I'm finishing up our interface within a couple of weeks, and then I plan to install this proxy on our site with an obscure inside link. I'm limiting it to 10 searches per IP number per hour. If I get more than 50 different IPs per day, I'll put additional limits on it. I think your bandwidth can handle this. Our new site gets very little traffic; it's mainly intended as a point of reference for any journalists or bloggers who might be interested in the issues raised.

I don't buy the cookie disabling argument. It's too much trouble to click seven times in Explorer to disable cookies for a Google search, then click seven times to enable them to read the New York Times, then click seven times for another Google search, and then click seven times to log into WebmasterWorld.

But cookies are only half of the problem. The other half is that you log the search terms. Most likely they're logged in two places by Google -- in the httpd log because it's a QUERY_STRING, and in the log that you maintain for the unique cookie ID numbers and IP addresses.

On our proxy, the search terms will be received by POST instead of GET, and will never even touch the surface of our hard disk. Additionally, we have a policy of destroying our httpd logs after they are 60 days old.

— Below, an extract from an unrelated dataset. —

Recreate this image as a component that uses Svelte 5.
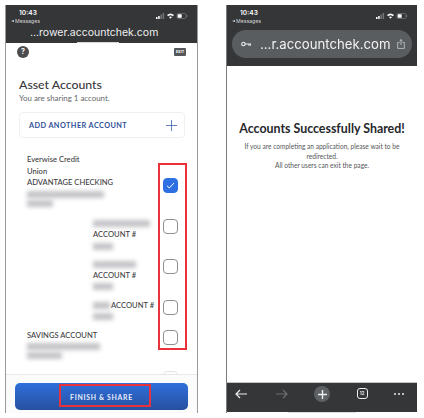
<script lang="ts">
  const accounts = [
    { lines: ['Everwise Credit', 'Union', 'ADVANTAGE CHECKING'], blurs: [77, 26], checked: true, indent: false, height: 64, checkTop: 23.5 },
    { lines: ['ACCOUNT #'], lead: 57, blurs: [20], checked: false, indent: true, height: 40.5, checkTop: 0.5 },
    { lines: ['ACCOUNT #'], lead: 43, blurs: [20], checked: false, indent: true, height: 41, checkTop: 0 },
    { inline: 'ACCOUNT #', lead: 17, blurs: [20], checked: false, indent: true, height: 30, checkTop: 0 },
    { lines: ['SAVINGS ACCOUNT'], blurs: [73, 35], checked: false, indent: false, height: 41, checkTop: 0.5 },
    { lines: [], blurs: [], checked: false, indent: false, height: 8, checkTop: 0.5, faint: true }
  ];
</script>

{#snippet statusBar()}
  <div class="status">
    <div>
      <div class="time">10:43</div>
      <div class="back-app"><span class="tri"></span>Messages</div>
    </div>
    <svg class="status-icons" width="32" height="8" viewBox="0 0 32 8">
      <rect x="0" y="5" width="1.5" height="2" fill="#fff" />
      <rect x="2.2" y="4" width="1.5" height="3" fill="#fff" />
      <rect x="4.4" y="2.5" width="1.5" height="4.5" fill="#777" />
      <rect x="6.6" y="1" width="1.5" height="6" fill="#777" />
      <path d="M11 3 Q14.5 0 18 3 L16.8 4.2 Q14.5 2.4 12.2 4.2 Z M13 5 Q14.5 3.8 16 5 L14.5 6.8 Z" fill="#fff" />
      <rect x="21" y="1.5" width="9" height="5" rx="1.3" fill="none" stroke="#888" stroke-width=".6" />
      <rect x="21.7" y="2.2" width="4" height="3.6" rx=".6" fill="#fff" />
      <rect x="30.4" y="3.2" width=".8" height="1.6" fill="#888" />
    </svg>
  </div>
{/snippet}

<div class="screens">
  <section class="phone left">
    <header class="bar">
      {@render statusBar()}
      <div class="url">...rower.accountchek.com</div>
      <div class="grabber"></div>
    </header>

    <div class="page">
      <div class="tools">
        <span class="help">?</span>
        <span class="exit">EXIT</span>
      </div>

      <h1>Asset Accounts</h1>
      <p class="sub">You are sharing 1 account.</p>

      <div class="add">
        <span>ADD ANOTHER ACCOUNT</span>
        <svg width="11" height="11" viewBox="0 0 11 11"><path d="M5.5 0V11M0 5.5H11" stroke="#3f62a8" stroke-width=".8" fill="none" /></svg>
      </div>

      <div class="list">
        {#each accounts as acc}
          <div class="acct" style="height: {acc.height}px">
            <div class="acct-text" class:indent={acc.indent}>
              {#if acc.lead && !acc.inline}
                <div class="smear" style="width: {acc.lead}px"></div>
              {/if}
              {#if acc.inline}
                <div class="inline-row">
                  <span class="smear" style="width: {acc.lead}px"></span>
                  <span>{acc.inline}</span>
                </div>
              {/if}
              {#each acc.lines ?? [] as line}
                <div class="line">{line}</div>
              {/each}
              {#each acc.blurs as w}
                <div class="smear" style="width: {w}px"></div>
              {/each}
            </div>
            <span class="check" class:on={acc.checked} class:faint={acc.faint} style="margin-top: {acc.checkTop}px">
              {#if acc.checked}
                <svg width="9" height="7" viewBox="0 0 9 7"><path d="M1 3.8 3.3 6 8 1" stroke="#fff" stroke-width="1" fill="none" /></svg>
              {/if}
            </span>
          </div>
        {/each}
        <div class="red-box checks-box"></div>
      </div>

      <div class="footer">
        <button class="finish">
          FINISH &amp; SHARE
          <span class="red-box finish-box"></span>
        </button>
      </div>
    </div>
  </section>

  <section class="phone right">
    <header class="bar tall">
      {@render statusBar()}
      <div class="pill">
        <svg width="10" height="6" viewBox="0 0 10 6">
          <circle cx="2.4" cy="3" r="1.7" fill="none" stroke="#eee" stroke-width="1.1" />
          <path d="M4 3H10M8 3V5M9.6 3V4.6" stroke="#eee" stroke-width="1" fill="none" />
        </svg>
        <span class="pill-url">...r.accountchek.com</span>
        <svg width="8" height="10" viewBox="0 0 8 10">
          <path d="M2.4 3.5H.7V9.4H7.3V3.5H5.6M4 6.2V.6M2.6 1.9 4 .6 5.4 1.9" stroke="#ddd" stroke-width=".7" fill="none" />
        </svg>
      </div>
    </header>

    <div class="done">
      <h2>Accounts Successfully Shared!</h2>
      <p>If you are completing an application, please wait to be redirected.<br />All other users can exit the page.</p>
    </div>

    <footer class="toolbar">
      <svg width="13" height="10" viewBox="0 0 13 10"><path d="M12 5H1M5 1 1 5 5 9" stroke="#eee" stroke-width="1.2" fill="none" /></svg>
      <svg width="13" height="10" viewBox="0 0 13 10"><path d="M1 5H12M8 1 12 5 8 9" stroke="#6c7073" stroke-width="1.2" fill="none" /></svg>
      <span class="plus">
        <svg width="9" height="9" viewBox="0 0 9 9"><path d="M4.5 0V9M0 4.5H9" stroke="#eee" stroke-width="1.4" fill="none" /></svg>
      </span>
      <span class="tabs">12</span>
      <span class="dots"><i></i><i></i><i></i></span>
    </footer>
    <div class="indicator"></div>
  </section>
</div>

<style>
  :global(body) { background: #fff; }

  .screens {
    display: grid;
    grid-template-columns: 193px 191px;
    column-gap: 28px;
    width: 424px;
    height: 418px;
    padding: 5px 0 5px 5px;
    box-sizing: border-box;
    overflow: hidden;
    font-family: Lato, "Noto Sans", sans-serif;
    filter: blur(0.4px);
  }

  .phone {
    display: flex;
    flex-direction: column;
    position: relative;
    min-height: 0;
  }

  .left {
    border-left: 1px solid #9a9a9a;
    border-right: 1px solid #9a9a9a;
  }

  .right { border-left: 1px solid #7c7c7c; }

  .bar {
    height: 38px;
    background: #343638;
    color: #fff;
    position: relative;
    flex: none;
  }

  .bar.tall { height: 61px; }

  .status {
    display: flex;
    justify-content: space-between;
    align-items: flex-start;
    padding: 4px 9px 0 5px;
    height: 20px;
    box-sizing: border-box;
  }

  .time {
    font: 600 6.6px/9px Inter, sans-serif;
    padding-left: 8px;
  }

  .back-app {
    font: 400 5.2px/6px Inter, sans-serif;
    color: #d5d5d5;
    display: flex;
    align-items: center;
    gap: 1px;
  }

  .tri {
    border-right: 3px solid #d5d5d5;
    border-top: 1.5px solid transparent;
    border-bottom: 1.5px solid transparent;
  }

  .status-icons { margin-top: 3px; }

  .url {
    font: 400 10.5px/14px Inter, sans-serif;
    padding-left: 24px;
    margin-top: 1px;
    color: #f0f0f0;
    white-space: nowrap;
  }

  .grabber {
    position: absolute;
    left: 71px;
    bottom: 0;
    width: 42px;
    height: 1px;
    background: #d8d8d8;
  }

  .page {
    flex: 1;
    min-height: 0;
    display: flex;
    flex-direction: column;
    background: #fff;
    color: #333;
  }

  .tools {
    display: flex;
    justify-content: space-between;
    align-items: center;
    padding: 3px 11px 0 11px;
  }

  .help {
    width: 12px;
    height: 12px;
    border-radius: 50%;
    background: #4c4c4e;
    color: #fff;
    font: 700 7px/12px Inter, sans-serif;
    text-align: center;
  }

  .exit {
    width: 12px;
    height: 8px;
    background: #55575a;
    color: #fff;
    border-radius: 1px;
    font: 700 3.6px/8px Inter, sans-serif;
    text-align: center;
  }

  h1 {
    margin: 19px 0 0 13px;
    font-size: 12.3px;
    line-height: 15px;
    font-weight: 500;
    color: #3a3a3c;
  }

  .sub {
    margin: 2px 0 0 13px;
    font-size: 7.9px;
    line-height: 9px;
    color: #66686b;
  }

  .add {
    margin: 9px 12px 0 13px;
    height: 26px;
    box-sizing: border-box;
    border: 1px solid #f0f0f2;
    border-radius: 4px;
    display: flex;
    align-items: center;
    justify-content: space-between;
    padding: 0 7px 0 9px;
    color: #2f5198;
    font-size: 7.3px;
    font-weight: 700;
    letter-spacing: 0.42px;
  }

  .list {
    position: relative;
    margin-top: 16px;
    padding: 0 19px 0 21px;
    flex: 1;
    min-height: 0;
    overflow: hidden;
  }

  .acct {
    display: flex;
    justify-content: space-between;
    align-items: flex-start;
  }

  .acct-text {
    font-size: 7.6px;
    line-height: 11px;
    font-weight: 500;
    color: #3c3c3e;
    min-width: 0;
    white-space: nowrap;
  }

  .indent { padding-left: 66px; }

  .line { height: 11.5px; }

  .inline-row {
    display: flex;
    align-items: center;
    gap: 1px;
    height: 11px;
  }

  .smear {
    display: block;
    height: 7px;
    margin: 2px 0;
    background: #c4c4c8;
    filter: blur(2px);
  }

  .inline-row .smear { margin: 0; }

  .check {
    flex: none;
    width: 15px;
    height: 15px;
    box-sizing: border-box;
    border: 1px solid #8f8f8f;
    border-radius: 4px;
    background: #fff;
    display: flex;
    align-items: center;
    justify-content: center;
  }

  .check.on {
    background: #2f6fe4;
    border-color: #2f6fe4;
  }

  .check.faint { border-color: #e4e4e4; }

  .red-box {
    position: absolute;
    box-sizing: border-box;
    border: 2px solid #e8323c;
    pointer-events: none;
  }

  .checks-box {
    left: 152px;
    top: 9px;
    width: 29px;
    height: 187px;
  }

  .footer {
    flex: none;
    height: 39px;
    border-top: 1px solid #e8e8e8;
    padding: 8px 9px 0;
    box-sizing: border-box;
    background: #fbfbfb;
  }

  .finish {
    position: relative;
    display: block;
    width: 100%;
    height: 27px;
    border: none;
    border-radius: 5px;
    background: linear-gradient(#2f6fdc, #26509f);
    color: #e8eefb;
    font-family: Lato, sans-serif;
    font-size: 6.9px;
    font-weight: 700;
    letter-spacing: 0.7px;
    padding: 0;
  }

  .finish-box {
    left: 44px;
    top: 1px;
    width: 92px;
    height: 23px;
  }

  .pill {
    display: flex;
    align-items: center;
    margin: 5px 5px 0 5px;
    height: 28px;
    border-radius: 14px;
    background: #5a5d60;
    padding: 0 7px 0 9px;
    box-sizing: border-box;
  }

  .pill-url {
    flex: 1;
    padding-left: 9px;
    font: 400 13.2px/14px Inter, sans-serif;
    color: #f2f2f2;
    white-space: nowrap;
  }

  .done {
    flex: 1;
    min-height: 0;
    padding-top: 55px;
    text-align: center;
    color: #55575a;
    background: #fff;
  }

  h2 {
    margin: 0;
    font-size: 12.4px;
    line-height: 16px;
    font-weight: 700;
    color: #26282b;
    white-space: nowrap;
  }

  .done p {
    margin: 5px 10px 0;
    font-size: 6.6px;
    line-height: 9.5px;
  }

  .toolbar {
    flex: none;
    height: 30px;
    background: #343638;
    border-top: 1px solid #c4c4c4;
    box-sizing: border-box;
    display: flex;
    justify-content: space-between;
    align-items: flex-start;
    padding: 3px 13px 0 8px;
    margin-bottom: 1px;
  }

  .toolbar svg { margin-top: 3px; }

  .plus {
    width: 16px;
    height: 16px;
    border-radius: 50%;
    background: #5d6165;
    display: flex;
    align-items: center;
    justify-content: center;
  }

  .plus svg { margin-top: 0; }

  .tabs {
    width: 11px;
    height: 11px;
    margin-top: 2px;
    box-sizing: border-box;
    border: 1px solid #eee;
    border-radius: 3px;
    color: #eee;
    font: 700 4.5px/9px Inter, sans-serif;
    text-align: center;
  }

  .dots {
    display: flex;
    gap: 1.6px;
    margin-top: 7px;
  }

  .dots i {
    width: 2.2px;
    height: 2.2px;
    border-radius: 50%;
    background: #eee;
  }

  .indicator {
    position: absolute;
    left: 61px;
    bottom: 0;
    width: 68px;
    height: 1.5px;
    background: #ddd;
  }
</style>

By the way, I'm rather fond of your /ie interface. You accidentally did the right thing on this one. You should consider it a service that you're providing for other future proxies out there, rather than a threat to your ad revenue stream. The point at which you perceive it as a threat, is the point at which you've turned the corner from being primarily a search engine, to being primarily an ad agency that lifts nonprofit content for backfill in order to support your revenue stream. I don't believe you've reached that point yet, but time will tell.